Philanthropy as Commemoration

Anisman says his giving has always been about honouring people. He created the Mary and Louis Anisman Fellowship in Law and Fairness at the Faculty in honour of his parents, neither of whom had attended university. He chose to create a fellowship in their name as a way to support graduate students who were doing advanced work with the potential to make a serious scholarly contribution on an element of law he believes important.

“The motivation was to honour my parents. The fellowship was the vehicle.”

Over the years, he has taken a similar approach in commemorating teachers, friends and colleagues. For example, he initiated and led the efforts that established the F.E.L. Priestley Memorial Lectures in the History of Ideas at University College to honour the best teacher he had at the U of T, and he created the H.S. Thurston Fellowship in Policing and Organized Crime at the Centre for Criminology and Sociolegal Studies in memory of his friend, Herb. Currently, he has been working to establish a student prize in memory of Professor Hudson Janisch, who taught at the Faculty from 1978 to 2004.  

Anisman first met Janisch in September, 1968 at the University of Western Ontario, where both began their teaching careers. What followed was a personal and professional friendship that spanned decades, institutions and overlapping areas of legal interest, although their academic specializations differed in some respects. Anisman recalls that their professional exchanges were marked by intellectual candour and vigorous debate.

“Hudson and I were friends. We would talk about all kinds of things from quitting smoking and our restaurant preferences to somewhat esoteric legal standards. He had a strong presence that came through in his openness and directness. He spoke very boldly, and we sometimes had direct debates in which we strongly disagreed, on occasion in public forums.”  

After Janisch’s death in July, 2025, Anisman assisted his family, particularly his daughter, Ellen, by working with the Faculty to shape a meaningful form of commemoration. The result of this collaboration is the Hudson Janisch Prize in Administrative Law and Regulation.

“The prize reflects Hudson’s commitment to teaching, to his students and to encouraging excellence in legal scholarship and writing,” Anisman says. “Among the things he was happiest about were the graduate students he mentored and helping students develop into good lawyers and good scholars. The prize is now open to JD students. With additional donations, it may be made available to graduate students, as well. This, of course, is the goal.”

Anisman coordinated the effort to establish the prize, reaching out to individuals who had or might have known Janisch through different stages of his career. These included former students, academic and professional colleagues, practising lawyers and others who had encountered Janisch in regulatory and advisory contexts. Some of them reached out to others, expanding the network of support.  

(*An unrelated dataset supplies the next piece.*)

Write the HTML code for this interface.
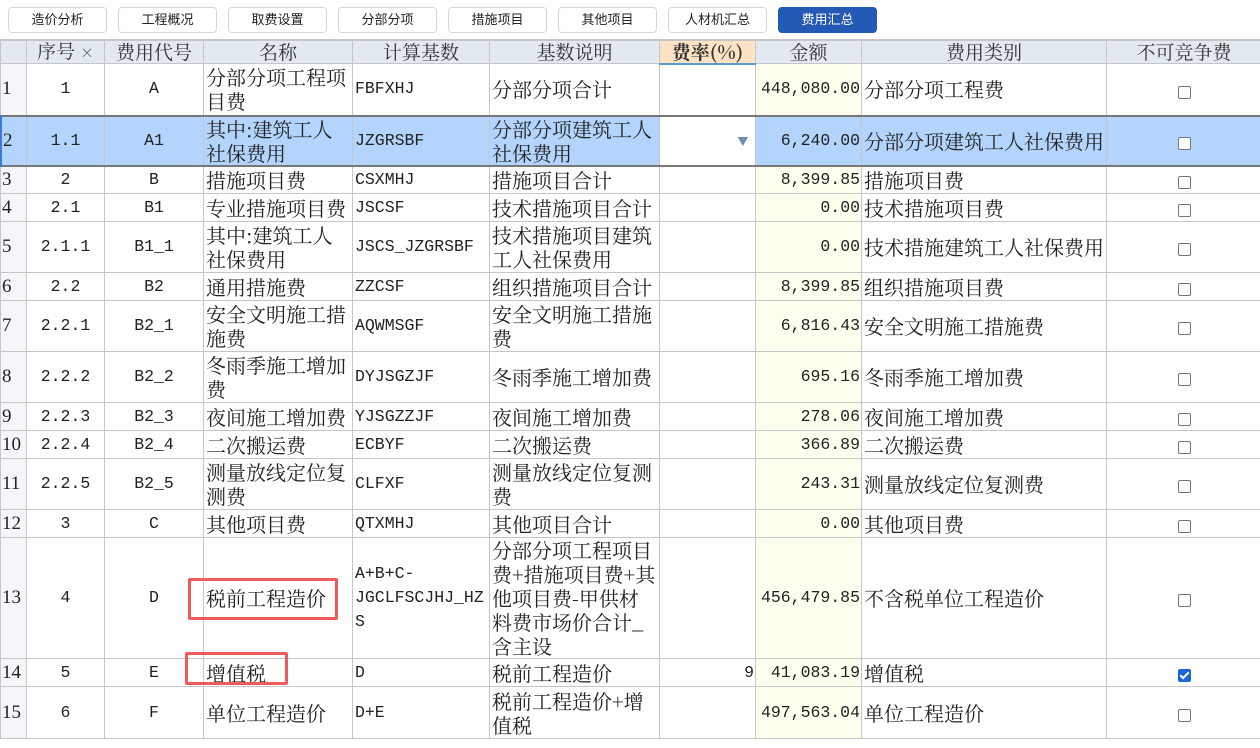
<!DOCTYPE html>
<html><head><meta charset="utf-8"><style>
*{box-sizing:border-box;margin:0;padding:0}
body{width:1260px;height:748px;background:#fff;position:relative;overflow:hidden;font-family:"Noto Serif CJK SC","Liberation Serif",serif;}
.btn{position:absolute;top:7px;width:99px;height:26px;border:1px solid #d6d6d6;border-radius:4px;background:#fff;font:13px "Liberation Sans","Noto Sans CJK SC",sans-serif;color:#222;text-align:center;line-height:24px}
.btn.on{background:#2559b6;color:#fff;border-color:#2559b6}
table{position:absolute;left:-1px;top:39px;border-collapse:collapse;table-layout:fixed;width:1261px}
td{border:1px solid #c6c6c6;font-size:20px;line-height:24px;color:#222;padding:0 2px;overflow:hidden;vertical-align:middle;word-break:break-all}
.m{font-family:"Liberation Mono","Noto Serif CJK SC",monospace;font-size:16.5px;white-space:nowrap}
.c{text-align:center}.r{text-align:right;padding-right:1px}
tr.h td{background:#e3e9f1;text-align:center;height:23px;line-height:20px;font-size:19px;color:#333;border-top:2px solid #c6c6c6;white-space:nowrap}
td.n{background:#f4f6f9;text-align:left;padding-left:1px;font-family:"Liberation Serif",serif;font-size:19px}
td.a{background:#fffff0}
tr.sel td{background:#b3d4fc;border-top:2px solid #777;border-bottom:2px solid #777}
tr.sel td.w{background:#fff}
.cb{display:inline-block;width:13px;height:13px;border:1px solid #777;border-radius:2px;background:#fff;vertical-align:middle}
.cb.k{background:#1a66d6;border-color:#1a66d6;position:relative}
.cb.k:after{content:"";position:absolute;left:3.5px;top:0.5px;width:3px;height:7px;border:solid #fff;border-width:0 2px 2px 0;transform:rotate(45deg)}
.red{position:absolute;border:3px solid #ef5a5a;border-radius:2px}
</style></head><body>
<div class="btn" style="left:8px">造价分析</div>
<div class="btn" style="left:118px">工程概况</div>
<div class="btn" style="left:228px">取费设置</div>
<div class="btn" style="left:338px">分部分项</div>
<div class="btn" style="left:448px">措施项目</div>
<div class="btn" style="left:558px">其他项目</div>
<div class="btn" style="left:668px">人材机汇总</div>
<div class="btn on" style="left:778px">费用汇总</div>
<table>
<colgroup><col style="width:26px"><col style="width:78px"><col style="width:99px"><col style="width:149px"><col style="width:137px"><col style="width:170px"><col style="width:96px"><col style="width:106px"><col style="width:245px"><col style="width:155px"></colgroup>
<tr class="h"><td></td><td>序号 <span style="font-size:14px">×</span></td><td>费用代号</td><td>名称</td><td>计算基数</td><td>基数说明</td><td style="background:#fde3c4;border-bottom:2px solid #5b9bd5;font-weight:bold">费率(%)</td><td>金额</td><td>费用类别</td><td>不可竞争费</td></tr>
<tr style="height:52px"><td class="n">1</td><td class="c m">1</td><td class="c m">A</td><td>分部分项工程项目费</td><td class="m">FBFXHJ</td><td>分部分项合计</td><td></td><td class="a r m">448,080.00</td><td>分部分项工程费</td><td class="c"><span class="cb"></span></td></tr>
<tr class="sel" style="height:49px"><td class="n" style="border-left:3px solid #3a7bd5">2</td><td class="c m">1.1</td><td class="c m">A1</td><td>其中:建筑工人社保费用</td><td class="m">JZGRSBF</td><td>分部分项建筑工人社保费用</td><td class="w r" style="color:#6a8fb5;font-size:11px">▼&nbsp;&nbsp;</td><td class="r m">6,240.00</td><td style="white-space:nowrap">分部分项建筑工人社保费用</td><td class="c"><span class="cb"></span></td></tr>
<tr style="height:28px"><td class="n">3</td><td class="c m">2</td><td class="c m">B</td><td>措施项目费</td><td class="m">CSXMHJ</td><td>措施项目合计</td><td></td><td class="a r m">8,399.85</td><td>措施项目费</td><td class="c"><span class="cb"></span></td></tr>
<tr style="height:28px"><td class="n">4</td><td class="c m">2.1</td><td class="c m">B1</td><td>专业措施项目费</td><td class="m">JSCSF</td><td>技术措施项目合计</td><td></td><td class="a r m">0.00</td><td>技术措施项目费</td><td class="c"><span class="cb"></span></td></tr>
<tr style="height:51px"><td class="n">5</td><td class="c m">2.1.1</td><td class="c m">B1_1</td><td>其中:建筑工人社保费用</td><td class="m">JSCS_JZGRSBF</td><td>技术措施项目建筑工人社保费用</td><td></td><td class="a r m">0.00</td><td style="white-space:nowrap">技术措施建筑工人社保费用</td><td class="c"><span class="cb"></span></td></tr>
<tr style="height:28px"><td class="n">6</td><td class="c m">2.2</td><td class="c m">B2</td><td>通用措施费</td><td class="m">ZZCSF</td><td>组织措施项目合计</td><td></td><td class="a r m">8,399.85</td><td>组织措施项目费</td><td class="c"><span class="cb"></span></td></tr>
<tr style="height:51px"><td class="n">7</td><td class="c m">2.2.1</td><td class="c m">B2_1</td><td>安全文明施工措施费</td><td class="m">AQWMSGF</td><td>安全文明施工措施费</td><td></td><td class="a r m">6,816.43</td><td>安全文明施工措施费</td><td class="c"><span class="cb"></span></td></tr>
<tr style="height:51px"><td class="n">8</td><td class="c m">2.2.2</td><td class="c m">B2_2</td><td>冬雨季施工增加费</td><td class="m">DYJSGZJF</td><td>冬雨季施工增加费</td><td></td><td class="a r m">695.16</td><td>冬雨季施工增加费</td><td class="c"><span class="cb"></span></td></tr>
<tr style="height:28px"><td class="n">9</td><td class="c m">2.2.3</td><td class="c m">B2_3</td><td>夜间施工增加费</td><td class="m">YJSGZZJF</td><td>夜间施工增加费</td><td></td><td class="a r m">278.06</td><td>夜间施工增加费</td><td class="c"><span class="cb"></span></td></tr>
<tr style="height:28px"><td class="n">10</td><td class="c m">2.2.4</td><td class="c m">B2_4</td><td>二次搬运费</td><td class="m">ECBYF</td><td>二次搬运费</td><td></td><td class="a r m">366.89</td><td>二次搬运费</td><td class="c"><span class="cb"></span></td></tr>
<tr style="height:51px"><td class="n">11</td><td class="c m">2.2.5</td><td class="c m">B2_5</td><td>测量放线定位复测费</td><td class="m">CLFXF</td><td>测量放线定位复测费</td><td></td><td class="a r m">243.31</td><td>测量放线定位复测费</td><td class="c"><span class="cb"></span></td></tr>
<tr style="height:28px"><td class="n">12</td><td class="c m">3</td><td class="c m">C</td><td>其他项目费</td><td class="m">QTXMHJ</td><td>其他项目合计</td><td></td><td class="a r m">0.00</td><td>其他项目费</td><td class="c"><span class="cb"></span></td></tr>
<tr style="height:120px"><td class="n">13</td><td class="c m">4</td><td class="c m">D</td><td>税前工程造价</td><td class="m" style="line-height:24px">A+B+C-<br>JGCLFSCJHJ_HZ<br>S</td><td>分部分项工程项目<br>费+措施项目费+其<br>他项目费-甲供材<br>料费市场价合计_<br>含主设</td><td></td><td class="a r m">456,479.85</td><td>不含税单位工程造价</td><td class="c"><span class="cb"></span></td></tr>
<tr style="height:28px"><td class="n">14</td><td class="c m">5</td><td class="c m">E</td><td>增值税</td><td class="m">D</td><td>税前工程造价</td><td class="r m">9</td><td class="a r m">41,083.19</td><td>增值税</td><td class="c"><span class="cb k"></span></td></tr>
<tr style="height:52px"><td class="n">15</td><td class="c m">6</td><td class="c m">F</td><td>单位工程造价</td><td class="m">D+E</td><td>税前工程造价+增<br>值税</td><td></td><td class="a r m">497,563.04</td><td>单位工程造价</td><td class="c"><span class="cb"></span></td></tr>
</table>
<div class="red" style="left:188px;top:578px;width:150px;height:42px"></div>
<div class="red" style="left:185px;top:652px;width:103px;height:33px"></div>
</body></html>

“Hudson was generous intellectually and in his friendships and that was reciprocated by the people who supported the prize,” Anisman says. “It’s a way of memorializing a friend, colleague and teacher through the work of future students.”

On Advice – or the Lack of It

Anisman is careful to draw a distinction between reflecting on his own education and offering guidance to others. When asked what advice he would give to current students, he is clear that he does not see that as his role.

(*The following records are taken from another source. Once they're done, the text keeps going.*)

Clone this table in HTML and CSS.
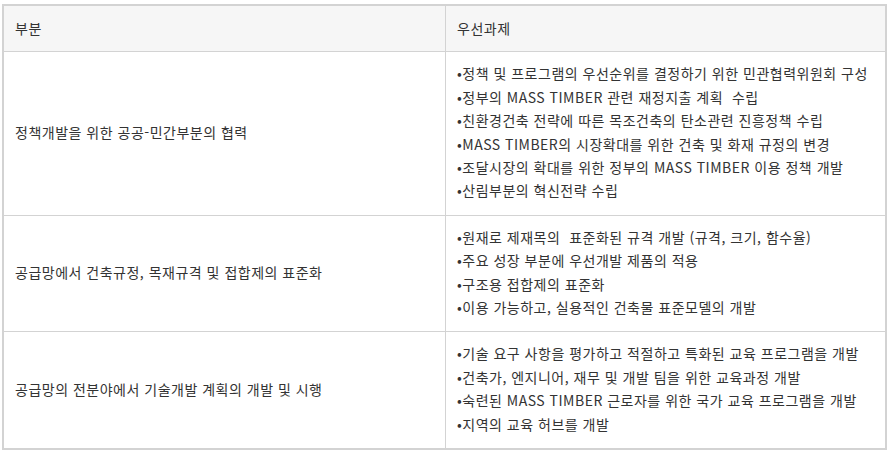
FILE: index.html
```html
<!DOCTYPE html>
<html lang="ko">
<head>
<meta charset="utf-8">
<link rel="stylesheet" href="styles.css">
</head>
<body>
<table class="tbl">
  <thead>
    <tr>
      <th class="col-a">부분</th>
      <th class="col-b">우선과제</th>
    </tr>
  </thead>
  <tbody>
    <tr class="row-1">
      <td class="sector">정책개발을 위한 공공-민간부분의 협력</td>
      <td class="tasks">
        <p>•정책 및 프로그램의 우선순위를 결정하기 위한 민관협력위원회 구성</p>
        <p>•정부의 MASS TIMBER 관련 재정지출 계획&nbsp; 수립</p>
        <p>•친환경건축 전략에 따른 목조건축의 탄소관련 진흥정책 수립</p>
        <p>•MASS TIMBER의 시장확대를 위한 건축 및 화재 규정의 변경</p>
        <p>•조달시장의 확대를 위한 정부의 MASS TIMBER 이용 정책 개발</p>
        <p>•산림부분의 혁신전략 수립</p>
      </td>
    </tr>
    <tr class="row-2">
      <td class="sector">공급망에서 건축규정, 목재규격 및 접합제의 표준화</td>
      <td class="tasks">
        <p>•원재로 제재목의&nbsp; 표준화된 규격 개발 (규격, 크기, 함수율)</p>
        <p>•주요 성장 부분에 우선개발 제품의 적용</p>
        <p>•구조용 접합제의 표준화</p>
        <p>•이용 가능하고, 실용적인 건축물 표준모델의 개발</p>
      </td>
    </tr>
    <tr class="row-3">
      <td class="sector">공급망의 전분야에서 기술개발 계획의 개발 및 시행</td>
      <td class="tasks">
        <p>•기술 요구 사항을 평가하고 적절하고 특화된 교육 프로그램을 개발</p>
        <p>•건축가, 엔지니어, 재무 및 개발 팀을 위한 교육과정 개발</p>
        <p>•숙련된 MASS TIMBER 근로자를 위한 국가 교육 프로그램을 개발</p>
        <p>•지역의 교육 허브를 개발</p>
      </td>
    </tr>
  </tbody>
</table>
</body>
</html>
```
FILE: styles.css
```css
html, body {
  margin: 0;
  padding: 0;
  background: #ffffff;
}
body {
  padding: 4px 0 0 2px;
  font-family: "Noto Sans CJK KR", "Noto Sans", sans-serif;
  font-size: 14px;
  letter-spacing: 0.5px;
  color: #333333;
}
.tbl {
  width: 885px;
  border-collapse: collapse;
  border: 2px solid #d3d3d3;
  table-layout: fixed;
}
.tbl th,
.tbl td {
  border: 1px solid #d3d3d3;
  text-align: left;
  font-weight: normal;
  line-height: 23.4px;
  vertical-align: middle;
}
.tbl th {
  background: #f6f6f6;
  padding: 11px 10px 11px 11px;
}
.col-a { width: 420px; }
.tbl td {
  padding: 10px 10px 12px 11px;
}
.tasks p {
  margin: 0;
  white-space: nowrap;
}
```
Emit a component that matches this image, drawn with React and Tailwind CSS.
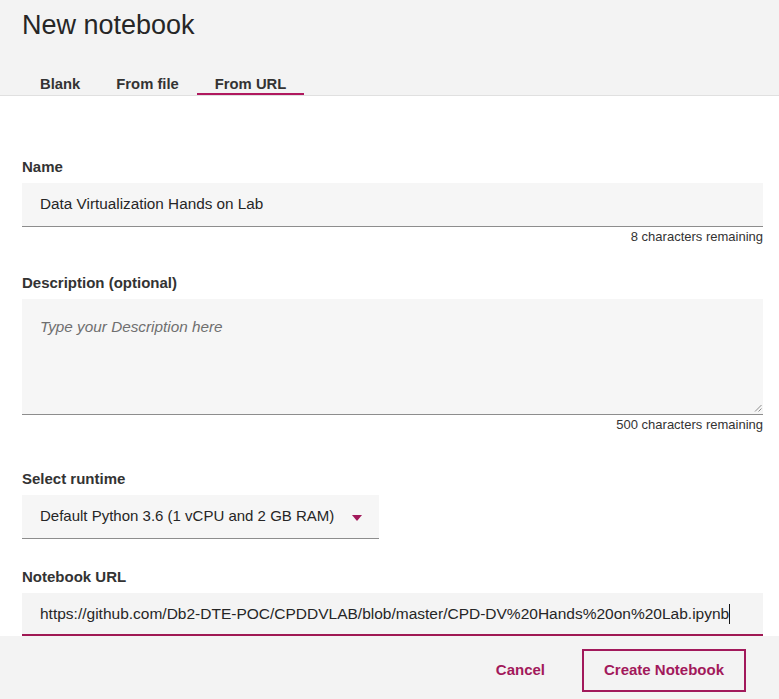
export default function App() {
  const tabs = ["Blank", "From file", "From URL"];
  const active = "From URL";

  return (
    <div className="w-[779px] h-[699px] flex flex-col overflow-hidden bg-white text-[#161616] font-['Liberation_Sans',Arial,sans-serif]">
      {/* header */}
      <div className="bg-[#f3f3f3] border-b border-[#e0e0e0] px-[22px] pt-[9px]">
        <h1 className="text-[27px] leading-[32px] text-[#262626]">New notebook</h1>
        <div className="flex mt-[34px]">
          {tabs.map((t) => (
            <button
              key={t}
              className={
                "px-[18px] text-[14.8px] leading-[18px] font-bold text-[#333] border-b-2 " +
                (t === active ? "border-[#b0185e]" : "border-transparent")
              }
            >
              {t}
            </button>
          ))}
        </div>
      </div>

      {/* body */}
      <div className="flex-1 overflow-hidden pl-[22px] pr-[16px] pt-[62px]">
        <label className="block text-[15px] leading-[18px] font-semibold text-[#333]">Name</label>
        <div className="mt-[7px] h-[44px] bg-[#f6f6f6] border-b border-[#8d8d8d] flex items-center px-[18px] text-[15.3px] text-[#262626]">
          Data Virtualization Hands on Lab
        </div>
        <p className="mt-[2px] text-right text-[13px] leading-[16px] text-[#333]">8 characters remaining</p>

        <label className="block mt-[29px] text-[15px] leading-[18px] font-semibold text-[#333]">Description (optional)</label>
        <div className="relative mt-[7px] h-[116px] bg-[#f6f6f6] border-b border-[#8d8d8d] px-[18px] pt-[19px]">
          <p className="italic text-[15.3px] leading-[18px] text-[#6f6f6f]">Type your Description here</p>
          <svg className="absolute right-[1px] bottom-[2px]" width="8" height="8" viewBox="0 0 8 8">
            <path d="M1 7.5 L7.5 1 M4.5 7.5 L7.5 4.5" stroke="#8d8d8d" strokeWidth="1" />
          </svg>
        </div>
        <p className="mt-[2px] text-right text-[13px] leading-[16px] text-[#333]">500 characters remaining</p>

        <label className="block mt-[37px] text-[15px] leading-[18px] font-semibold text-[#333]">Select runtime</label>
        <div className="mt-[7px] w-[357px] h-[44px] bg-[#f6f6f6] border-b border-[#8d8d8d] flex items-center justify-between pl-[18px] pr-[17px] text-[15px] text-[#262626]">
          <span>Default Python 3.6 (1 vCPU and 2 GB RAM)</span>
          <svg className="mt-[3px]" width="10" height="6" viewBox="0 0 10 6">
            <path d="M0 0 H10 L5 6 Z" fill="#a2195b" />
          </svg>
        </div>

        <label className="block mt-[29px] text-[15px] leading-[18px] font-semibold text-[#333]">Notebook URL</label>
        <div className="mt-[7px] h-[43px] bg-[#f4f4f4] border-b-2 border-[#9f1853] flex items-center px-[18px] text-[15.5px] text-[#262626] whitespace-nowrap">
          https://github.com/Db2-DTE-POC/CPDDVLAB/blob/master/CPD-DV%20Hands%20on%20Lab.ipynb
          <span className="inline-block w-px h-[20px] bg-[#161616]" />
        </div>
      </div>

      {/* footer */}
      <div className="h-[63px] bg-[#f3f3f3] flex justify-end items-start pt-[13px] pr-[33px] gap-[15px]">
        <button className="h-[43px] px-[22px] text-[15px] font-bold text-[#a2195b]">Cancel</button>
        <button className="h-[43px] w-[164px] border-2 border-[#a2195b] text-[15px] font-bold text-[#a2195b]">
          Create Notebook
        </button>
      </div>
    </div>
  );
}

“I don’t give advice to people about how to live their lives,” he says. Nor does he believe that careers or intellectual paths are shaped by direct instruction. In his view, the impact of education comes not from prescriptions, but from the effect that exposure to the give and take of the analysis of concepts and structures and to the personalities of those with whom they engage in this process may have on the proclivities and receptivity of those so exposed.

What mattered most in his own experience were teachers who demonstrated how to analyze – not by providing answers, but by exposing the structures of concepts or ideas and the choices in making decisions applying them, whether in developing policies, drafting legislation, deciding a case or writing a poem or novel. He says he was drawn to approaches that emphasized intellectual openness and sustained thought: taking the time to understand how legal materials are constructed, the alternatives that were and are available and the values that underpin decisions being made.  

“The most valuable part of a legal education,” he says, “is the way it trains students to understand how policies are determined and may be implemented, weighing the sometimes contradictory values sought, the choices available to achieve them and their consequences. I want to support the kind of scholarship that encourages openness of mind, intellectual rigour and hard work.”